Ángel Guerra Cabrera
La liberación de Ingrid Betancourt podría ejercer un efecto muy benéfico en el relanzamiento del camino cuesta arriba para lograr una solución política al conflicto armado en Colombia que comience por reconocer sus hondas raíces sociales. No es razonable el apresuramiento para dictar sentencias definitivas contra ella haciendo abstracción de su amarga y traumática experiencia de los últimos seis años y del show mediático a que fue arrojada horas después de concluir su cautiverio; démosle al menos el beneficio de la duda. Es cierto, vistos desde una postura antimperialista, hay aserciones inaceptables en sus declaraciones en Francia, pero también puntos fundamentales en que podemos coincidir todos los que deseamos el fin de los sufrimientos del pueblo colombiano y su inserción en el proceso de ascendente protagonismo de las mayorías, rescate de la independencia y forja de la unidad e integración de América Latina. Es el caso cuando afirma: “hay que cambiar ese vocabulario radical, extremista, de odio, al abordar el problema de las FARC… para Uribe el final de las FARC es el restablecimiento de la paz en Colombia. Para mí, la paz pasa por unas transformaciones sociales”.
Esta sola reflexión choca con la banal visión del conflicto colombiano transmitida por la descomunal campaña del cártel mediático después de la Operación Jaque, que reduce sus causas a la existencia de las FARC: muerto el perro se acabó la rabia. La campaña es el componente de guerra sicológica de la operación y pudiera bautizarse Sucumbíos fase II. Entre sus objetivos está descontextualizar la dimensión histórica y social de la tragedia de Colombia, ocultar los orígenes de la guerrilla en la resistencia armada a que se vieron empujados los campesinos despojados de sus tierras, perseguidos con saña y asesinados en masa por una oligarquía que privilegia la violencia frente a todo intento opositor. Aquí encaja el Plan Colombia, con el que Washington integró todos los factores de acumulación y concentración capitalista en el más grande laboratorio del neoliberalismo de guerra de que se tenga noticia.
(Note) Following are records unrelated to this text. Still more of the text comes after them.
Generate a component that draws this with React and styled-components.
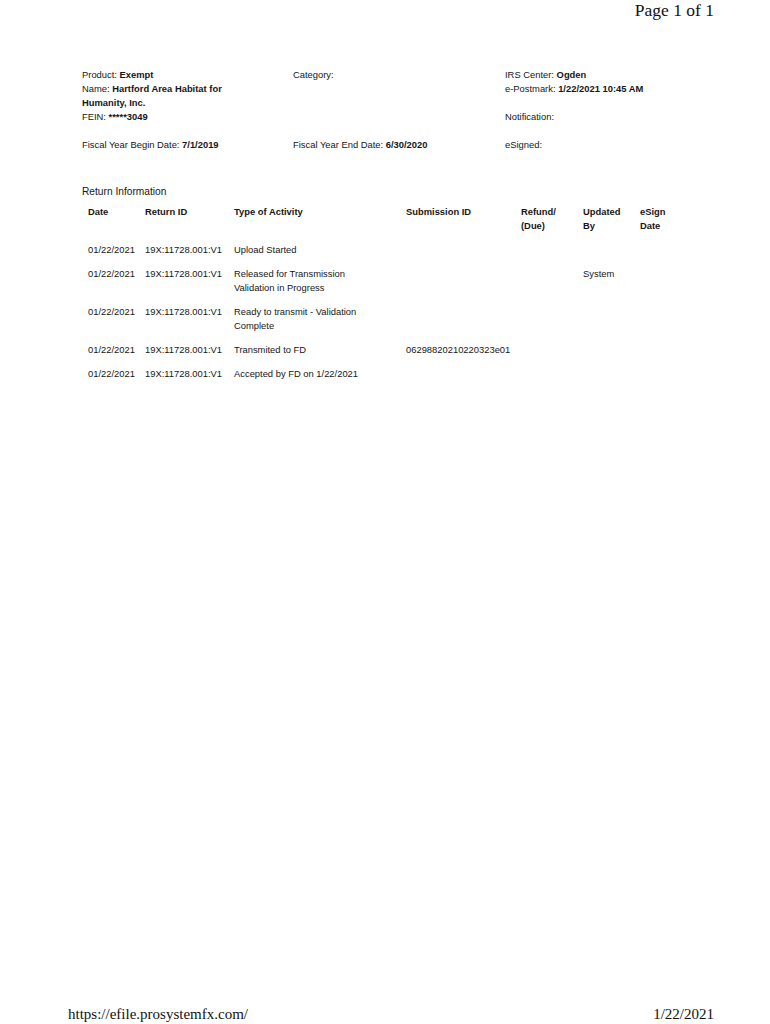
import React from 'react';
import styled, { createGlobalStyle } from 'styled-components';

const GlobalStyle = createGlobalStyle`
	html, body {
		margin: 0;
		padding: 0;
		background: #fff;
	}
	* {
		box-sizing: border-box;
	}
`;

const Page = styled.div`
	width: 770px;
	min-height: 1024px;
	display: flex;
	flex-direction: column;
	padding: 0 56px 2px 68px;
	color: #161616;
	font-family: 'Liberation Sans', Arial, sans-serif;
	font-size: 9.4px;
	line-height: 14px;
`;

const PageNumber = styled.div`
	align-self: flex-end;
	font-family: 'Liberation Serif', 'Times New Roman', serif;
	font-size: 17.5px;
	line-height: 20px;
	color: #111;
`;

const Header = styled.div`
	display: grid;
	grid-template-columns: 211px 212px 1fr;
	row-gap: 14px;
	margin: 48px 0 0 14px;
`;

const Cell = styled.div`
	display: flex;
	flex-direction: column;
`;

const Line = styled.div`
	min-height: 14px;
	white-space: nowrap;
`;

const Section = styled.div`
	margin: 33px 0 0 14px;
`;

const Title = styled.div`
	font-size: 10.2px;
	line-height: 14px;
`;

const Table = styled.div`
	margin: 6px 0 0 6px;
	display: flex;
	flex-direction: column;
	gap: 10px;
`;

const Row = styled.div`
	display: grid;
	grid-template-columns: 57px 89px 172px 115px 62px 57px 1fr;
	font-weight: ${(p) => (p.$head ? 'bold' : 'normal')};
	white-space: nowrap;
`;

const Footer = styled.div`
	margin-top: auto;
	display: flex;
	justify-content: space-between;
	align-items: baseline;
	font-family: 'Liberation Serif', 'Times New Roman', serif;
	font-size: 15px;
	line-height: 16px;
	color: #111;
`;

const rows = [
	{ activity: ['Upload Started'] },
	{ activity: ['Released for Transmission', 'Validation in Progress'], by: 'System' },
	{ activity: ['Ready to transmit - Validation', 'Complete'] },
	{ activity: ['Transmited to FD'], submission: '06298820210220323e01' },
	{ activity: ['Accepted by FD on 1/22/2021'] },
];

const Lines = ({ items }) => (
	<div>
		{items.map((t) => (
			<Line key={t}>{t}</Line>
		))}
	</div>
);

export default function App() {
	return (
		<Page>
			<GlobalStyle />
			<PageNumber>Page 1 of 1</PageNumber>

			<Header>
				<Cell>
					<Line>
						Product: <b>Exempt</b>
					</Line>
					<Line>
						Name: <b>Hartford Area Habitat for</b>
					</Line>
					<Line>
						<b>Humanity, Inc.</b>
					</Line>
					<Line>
						FEIN: <b>*****3049</b>
					</Line>
				</Cell>
				<Cell>
					<Line>Category:</Line>
				</Cell>
				<Cell>
					<Line>
						IRS Center: <b>Ogden</b>
					</Line>
					<Line>
						e-Postmark: <b>1/22/2021 10:45 AM</b>
					</Line>
					<Line />
					<Line>Notification:</Line>
				</Cell>
				<Line>
					Fiscal Year Begin Date: <b>7/1/2019</b>
				</Line>
				<Line>
					Fiscal Year End Date: <b>6/30/2020</b>
				</Line>
				<Line>eSigned:</Line>
			</Header>

			<Section>
				<Title>Return Information</Title>
				<Table>
					<Row $head>
						<Lines items={['Date']} />
						<Lines items={['Return ID']} />
						<Lines items={['Type of Activity']} />
						<Lines items={['Submission ID']} />
						<Lines items={['Refund/', '(Due)']} />
						<Lines items={['Updated', 'By']} />
						<Lines items={['eSign', 'Date']} />
					</Row>
					{rows.map((r) => (
						<Row key={r.activity[0]}>
							<Line>01/22/2021</Line>
							<Line>19X:11728.001:V1</Line>
							<Lines items={r.activity} />
							<Line>{r.submission}</Line>
							<Line />
							<Line>{r.by}</Line>
							<Line />
						</Row>
					))}
				</Table>
			</Section>

			<Footer>
				<span>https://efile.prosystemfx.com/</span>
				<span>1/22/2021</span>
			</Footer>
		</Page>
	);
}
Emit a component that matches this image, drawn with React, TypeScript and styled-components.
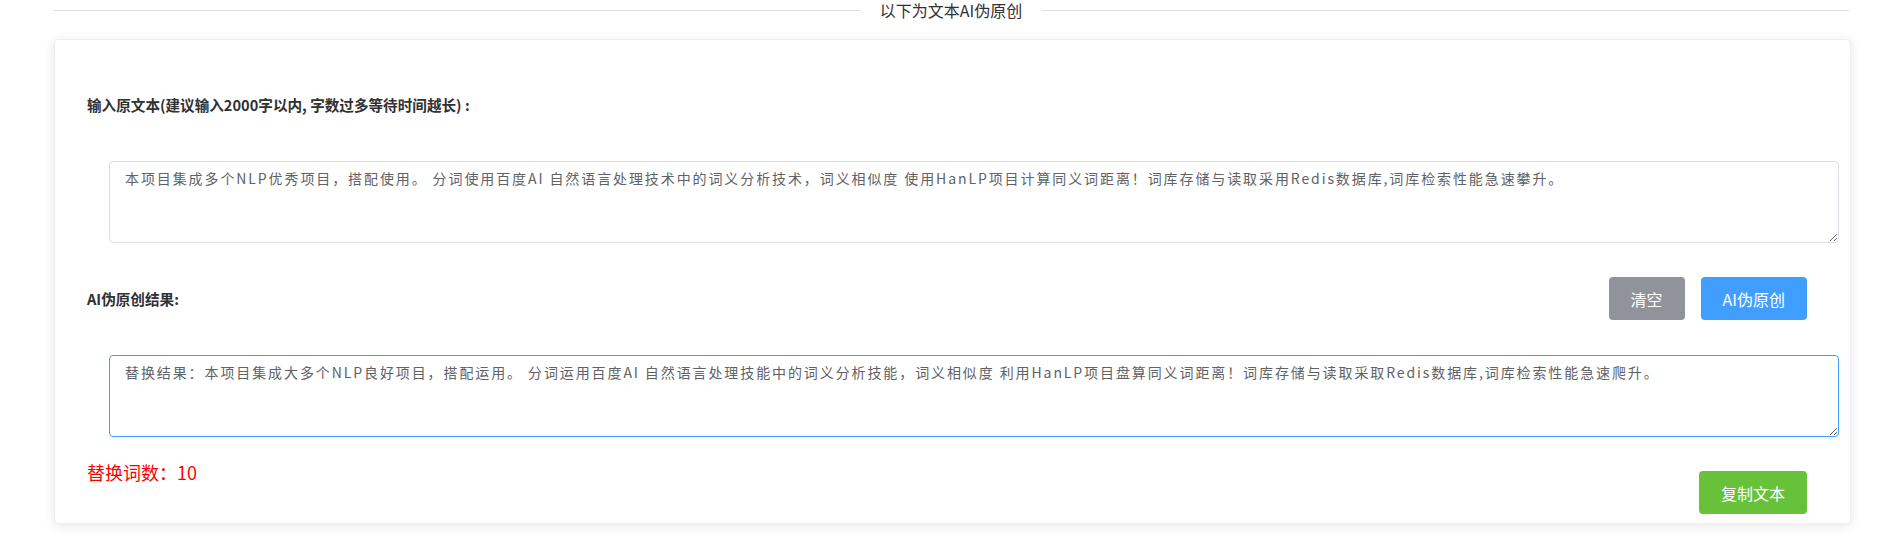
import React from 'react';
import styled, { createGlobalStyle } from 'styled-components';

const GlobalStyle = createGlobalStyle`
  html, body {
    margin: 0;
    padding: 0;
    background: #fff;
  }
  body {
    font-family: "Noto Sans CJK SC", "Noto Sans", sans-serif;
    color: #303133;
  }
`;

const Page = styled.div`
  display: flex;
  flex-direction: column;
  padding-bottom: 18px;
`;

const Divider = styled.div`
  display: flex;
  align-items: center;
  height: 20px;
  padding: 0 52px 0 53px;
`;

const DividerLine = styled.div`
  flex: 1;
  height: 1px;
  background: #dcdfe6;
`;

const DividerText = styled.span`
  padding: 0 20px;
  font-size: 16px;
  line-height: 20px;
  color: #303133;
  white-space: nowrap;
`;

const Card = styled.div`
  margin: 19px 50px 0 54px;
  padding: 55px 11px 9px 32px;
  border: 1px solid #ebeef5;
  border-radius: 4px;
  background: #fff;
  box-shadow: 0 2px 12px 0 rgba(0, 0, 0, 0.1);
  display: flex;
  flex-direction: column;
`;

const Label = styled.div`
  font-size: 14.6px;
  font-weight: 700;
  line-height: 20px;
  color: #303133;
`;

const TextBox = styled.textarea<{ $active?: boolean; $top?: number }>`
  display: block;
  box-sizing: border-box;
  width: calc(100% - 22px);
  height: 82px;
  margin: ${({ $top }) => `${$top ?? 0}px`} 0 0 22px;
  padding: 6px 15px;
  border: 1px solid ${({ $active }) => ($active ? '#409eff' : '#dcdfe6')};
  border-radius: 4px;
  font-family: "Noto Sans CJK SC", "Noto Sans", sans-serif;
  font-size: 14px;
  letter-spacing: 1.9px;
  line-height: 21px;
  color: #606266;
  background: #fff;
  resize: vertical;
  outline: none;
`;

const ActionRow = styled.div`
  display: flex;
  align-items: center;
  justify-content: space-between;
  margin-top: 34px;
  padding-right: 32px;
`;

const ButtonGroup = styled.div`
  display: flex;
  gap: 16px;
`;

const Button = styled.button<{ $kind: 'info' | 'primary' | 'success' }>`
  height: 43px;
  padding: 0 22px;
  border: none;
  border-radius: 4px;
  font-family: "Noto Sans CJK SC", "Noto Sans", sans-serif;
  font-size: 16px;
  color: #fff;
  cursor: pointer;
  background: ${({ $kind }) =>
    $kind === 'info' ? '#909399' : $kind === 'primary' ? '#409eff' : '#67c23a'};
`;

const FooterRow = styled.div`
  display: flex;
  align-items: flex-start;
  justify-content: space-between;
  margin-top: 22px;
  padding-right: 32px;
`;

const CountText = styled.div`
  font-size: 18px;
  line-height: 27px;
  color: #ff0000;
`;

const CopyButton = styled(Button)`
  margin-top: 12px;
`;

const source =
  '本项目集成多个NLP优秀项目，搭配使用。 分词使用百度AI 自然语言处理技术中的词义分析技术，词义相似度 使用HanLP项目计算同义词距离！词库存储与读取采用Redis数据库,词库检索性能急速攀升。';

const result =
  '替换结果：本项目集成大多个NLP良好项目，搭配运用。 分词运用百度AI 自然语言处理技能中的词义分析技能，词义相似度 利用HanLP项目盘算同义词距离！词库存储与读取采取Redis数据库,词库检索性能急速爬升。';

const App = (): JSX.Element => (
  <>
    <GlobalStyle />
    <Page>
      <Divider>
        <DividerLine />
        <DividerText>以下为文本AI伪原创</DividerText>
        <DividerLine />
      </Divider>

      <Card>
        <Label>输入原文本(建议输入2000字以内, 字数过多等待时间越长) :</Label>
        <TextBox $top={46} defaultValue={source} />

        <ActionRow>
          <Label>AI伪原创结果:</Label>
          <ButtonGroup>
            <Button $kind="info">清空</Button>
            <Button $kind="primary">AI伪原创</Button>
          </ButtonGroup>
        </ActionRow>

        <TextBox $top={35} $active defaultValue={result} />

        <FooterRow>
          <CountText>替换词数：10</CountText>
          <CopyButton $kind="success">复制文本</CopyButton>
        </FooterRow>
      </Card>
    </Page>
  </>
);

export default App;
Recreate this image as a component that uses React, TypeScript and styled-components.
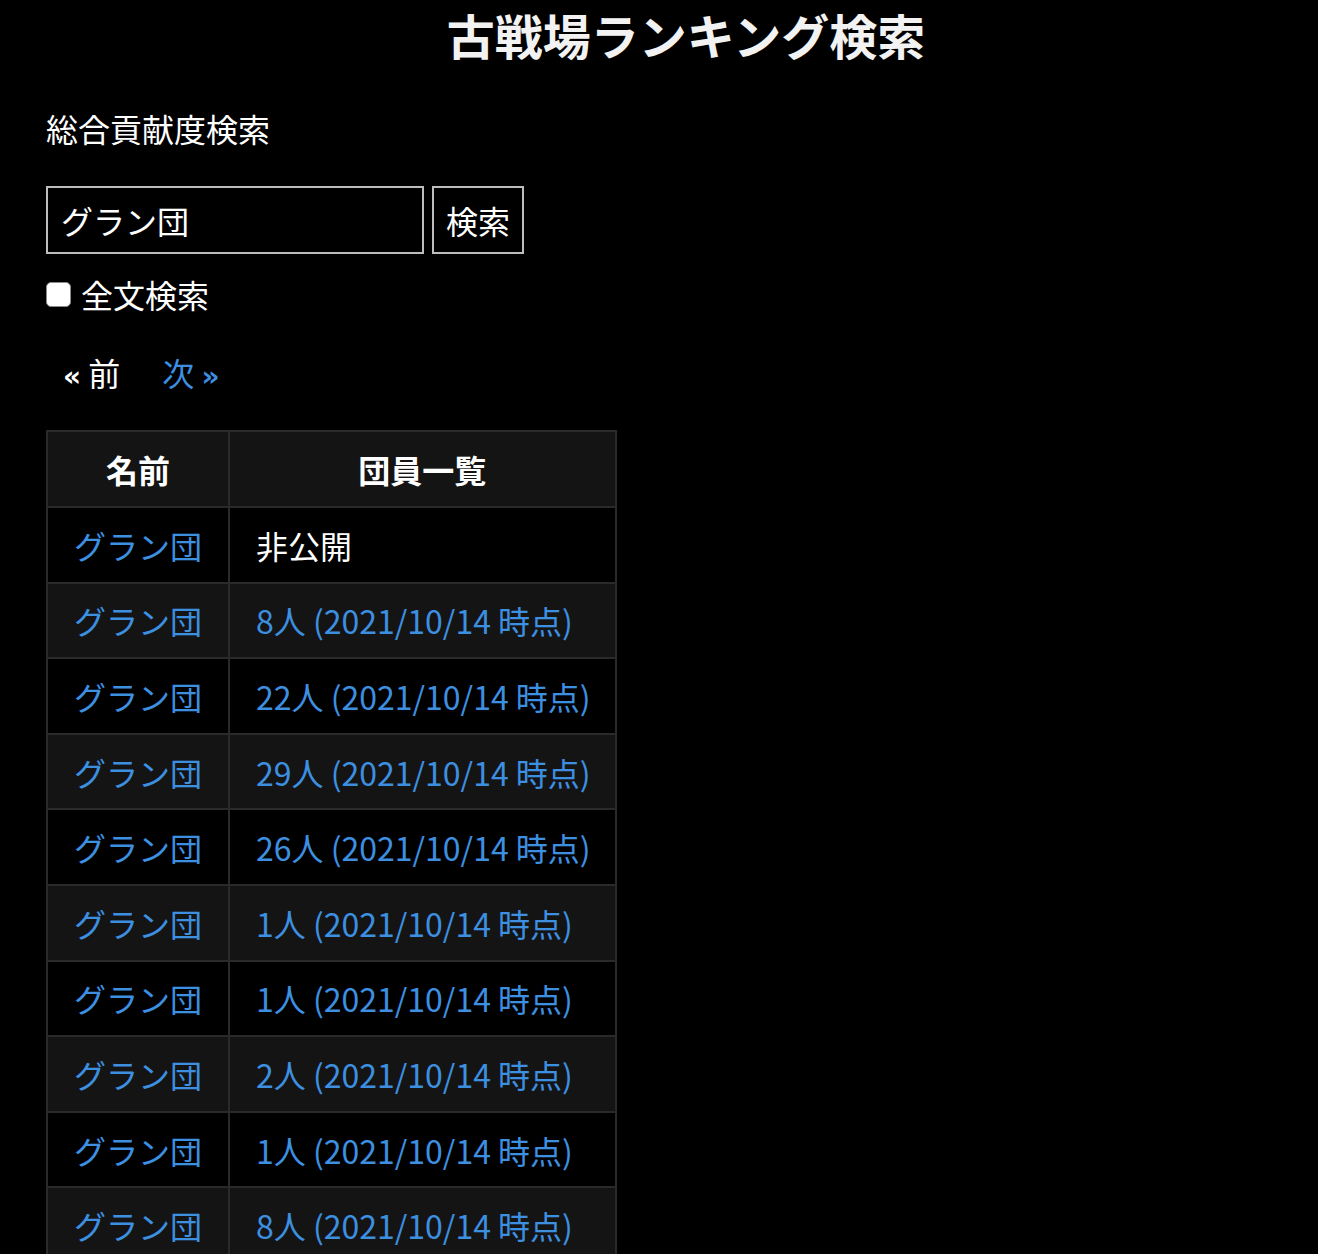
import React from "react";
import styled, { createGlobalStyle } from "styled-components";

const GlobalStyle = createGlobalStyle`
  html, body {
    margin: 0;
    padding: 0;
    background: #000000;
  }
  body {
    font-family: "Noto Sans CJK JP", "Noto Sans", sans-serif;
    color: #ffffff;
  }
`;

const Page = styled.div`
  padding: 2px 46px 0 46px;
`;

const Title = styled.h1`
  margin: 0;
  padding-left: 54px;
  text-align: center;
  font-size: 48px;
  font-weight: 700;
  line-height: 64px;
  color: #f2f2f2;
`;

const SubTitle = styled.p`
  margin: 38px 0 0;
  font-size: 32px;
  line-height: 48px;
`;

const SearchForm = styled.form`
  display: flex;
  gap: 8px;
  margin-top: 34px;
`;

const SearchInput = styled.input`
  box-sizing: border-box;
  width: 378px;
  height: 68px;
  padding: 0 13px;
  border: 2px solid #bdbdbd;
  background: #000000;
  color: #ffffff;
  font-family: inherit;
  font-size: 32px;
  outline: none;
`;

const SearchButton = styled.button`
  box-sizing: border-box;
  height: 68px;
  padding: 0 12px;
  border: 2px solid #bdbdbd;
  background: #000000;
  color: #ffffff;
  font-family: inherit;
  font-size: 32px;
`;

const CheckRow = styled.label`
  display: flex;
  align-items: center;
  gap: 10px;
  margin-top: 20px;
  font-size: 32px;
  line-height: 40px;
`;

const CheckBox = styled.input`
  appearance: none;
  margin: 0;
  width: 25px;
  height: 25px;
  border-radius: 5px;
  border: 1px solid #8a8a8a;
  background: #ffffff;
`;

const Pager = styled.nav`
  display: flex;
  gap: 42px;
  margin-top: 34px;
  padding-left: 17px;
  font-size: 32px;
  line-height: 48px;
  height: 48px;
`;

const PagerItem = styled.span<{ $active?: boolean }>`
  color: ${(p) => (p.$active ? "#3d8fe0" : "#ffffff")};
`;

const Quote = styled.span`
  font-family: "DejaVu Sans", sans-serif;
  font-weight: 700;
  font-size: 28px;
  line-height: 1;
`;

const Table = styled.table`
  margin-top: 34px;
  border-collapse: collapse;
  border: 2px solid #2a2a2a;
  font-size: 32px;
  line-height: 40px;
`;

const HeadCell = styled.th`
  padding: 17px 26px;
  border: 2px solid #2a2a2a;
  background: #141414;
  font-weight: 700;
  text-align: center;
`;

const Row = styled.tr`
  &:nth-child(even) td {
    background: #141414;
  }
`;

const NameCell = styled.td`
  padding: 16.8px 26px;
  border: 2px solid #2a2a2a;
  text-align: center;
  color: #3d8fe0;
`;

const MemberCell = styled.td<{ $link?: boolean }>`
  padding: 16.8px 24px 16.8px 26px;
  border: 2px solid #2a2a2a;
  text-align: left;
  color: ${(p) => (p.$link ? "#3d8fe0" : "#ffffff")};
  white-space: nowrap;
`;

const members: (number | null)[] = [null, 8, 22, 29, 26, 1, 1, 2, 1, 8];

export default function App() {
  return (
    <>
      <GlobalStyle />
      <Page>
        <Title>古戦場ランキング検索</Title>
        <SubTitle>総合貢献度検索</SubTitle>
        <SearchForm onSubmit={(e) => e.preventDefault()}>
          <SearchInput defaultValue="グラン団" />
          <SearchButton type="submit">検索</SearchButton>
        </SearchForm>
        <CheckRow>
          <CheckBox type="checkbox" />
          全文検索
        </CheckRow>
        <Pager>
          <PagerItem>
            <Quote>«</Quote> 前
          </PagerItem>
          <PagerItem $active>
            次 <Quote>»</Quote>
          </PagerItem>
        </Pager>
        <Table>
          <thead>
            <tr>
              <HeadCell>名前</HeadCell>
              <HeadCell>団員一覧</HeadCell>
            </tr>
          </thead>
          <tbody>
            {members.map((m, i) => (
              <Row key={i}>
                <NameCell>グラン団</NameCell>
                {m === null ? (
                  <MemberCell>非公開</MemberCell>
                ) : (
                  <MemberCell $link>{`${m}人 (2021/10/14 時点)`}</MemberCell>
                )}
              </Row>
            ))}
          </tbody>
        </Table>
      </Page>
    </>
  );
}
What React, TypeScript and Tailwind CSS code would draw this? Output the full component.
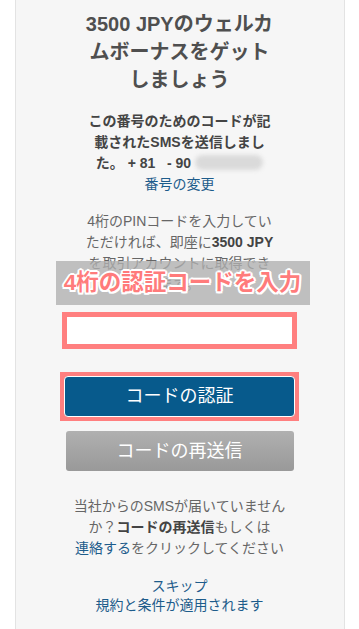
import React from "react";

export default function App() {
  const [code, setCode] = React.useState("");

  return (
    <div className="min-h-[629px] bg-white font-['Liberation_Sans','Noto_Sans_CJK_JP',sans-serif]">
      <div className="relative mx-auto flex min-h-[629px] w-[330px] flex-col items-center border-x border-[#e3e3e3] bg-[#f6f6f6] pt-[10px] pb-[14px] text-center">
        <h1 className="text-[20px] font-bold leading-[28px] text-[#4f4f4f]">
          3500 JPYのウェルカ
          <br />
          ムボーナスをゲット
          <br />
          しましょう
        </h1>

        <div className="mt-[17px] text-[14px] leading-[21px] text-[#444]">
          <p className="font-bold">
            この番号のためのコードが記
            <br />
            載されたSMSを送信しまし
            <br />
            た。 + 81 &nbsp; - 90
            <span className="ml-[4px] inline-block h-[15px] w-[68px] rounded-full bg-[#dadada] align-[-2px] blur-[2px]"></span>
          </p>
          <a href="#" className="text-[#1d5c8b]">
            番号の変更
          </a>
        </div>

        <p className="mt-[16px] text-[14px] leading-[21px] text-[#666]">
          4桁のPINコードを入力してい
          <br />
          ただければ、即座に<b className="text-[#444]">3500 JPY</b>
          <br />
          を取引アカウントに取得でき
          <br />
          ます。
        </p>

        <input
          value={code}
          onChange={(e) => setCode(e.target.value)}
          className="mt-[17px] h-[37px] w-[235px] border-[5px] border-[#ff7f7f] bg-white px-2 text-[16px] outline-none"
        />

        <div className="mt-[23px] w-[239px] bg-[#ff7f7f] p-[4px]">
          <button
            type="button"
            className="h-[41px] w-full rounded-[4px] border border-white bg-[#075a8c] text-[18px] text-white"
          >
            コードの認証
          </button>
        </div>

        <button
          type="button"
          className="mt-[10px] h-[40px] w-[228px] rounded-[3px] bg-gradient-to-b from-[#b0b0b0] to-[#999] text-[18px] text-white"
        >
          コードの再送信
        </button>

        <p className="mt-[25px] text-[14px] leading-[21px] text-[#666]">
          当社からのSMSが届いていません
          <br />
          か？<b className="text-[#444]">コードの再送信</b>もしくは
          <br />
          <a href="#" className="text-[#1d5c8b]">
            連絡する
          </a>
          をクリックしてください
        </p>

        <div className="mt-[18px] flex flex-col text-[14px] leading-[19px] text-[#1d5c8b]">
          <a href="#">スキップ</a>
          <a href="#">規約と条件が適用されます</a>
        </div>

        <div className="absolute top-[261px] left-[40px] flex h-[44px] w-[254px] items-center justify-center bg-[rgba(175,175,175,0.78)]">
          <span className="text-[22.5px] font-bold text-[#ff7b7b] [text-shadow:2px_0_#fff,-2px_0_#fff,0_2px_#fff,0_-2px_#fff,1.5px_1.5px_#fff,-1.5px_-1.5px_#fff,1.5px_-1.5px_#fff,-1.5px_1.5px_#fff]">
            4桁の認証コードを入力
          </span>
        </div>
      </div>
    </div>
  );
}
Resultado: expulsión de sus tierras de cerca de 4 millones de campesinos y masacres de comunidades a favor de la agricultura trasnacional agroexportadora, que entrega a los desplazados como mano de obra barata a los empresarios; auge del narcotráfico y del paramilitarismo; más presos políticos; flexibilización laboral con la muerte de miles de sindicalistas. Uribe ha sido el más eficaz ejecutor de esta política, y Montoya, héroe de la Operación Jaque, uno de sus carniceros más connotados.
Nada de esto aparece en la versión mediática. Según ella, Uribe es el gran paladín que liberó a Ingrid. No se recuerda a la audiencia las audaces e incansables gestiones de Hugo Chávez a favor de la liberación de los rehenes y, por consiguiente, del inicio de una solución política en Colombia, que Washington y Bogotá respondieron con el ataque a Ecuador primero y luego con la temeraria operación de rescate asesorada por Israel, que pudo haber costado la vida, otra vez, a los rehenes. Y es que la solución militar de Uribe-Bush sólo beneficia al imperialismo y a la oligarquía, pues aparte de asegurar el control de Colombia su nuevo objetivo estratégico es la liquidación de los gobiernos de Venezuela, Bolivia, Ecuador y los movimientos populares de América del sur.
No hay nada más decisivo hoy para la liberación de América Latina que frustrar ese empeño imperial. Ello exige utilizar –como ha sugerido Fidel Castro– “nuevas vías en las complejas y especiales circunstancias actuales después del hundimiento de la URSS”. Implica un gran reto a la imaginación de novedosas e inéditas formas de lucha y políticas de alianza heterodoxas, muy incluyentes y flexibles a escala local, regional e internacional.
El meollo de la cuestión radica en propiciar al pueblo colombiano la decisión de su destino. De eso hablaremos pronto.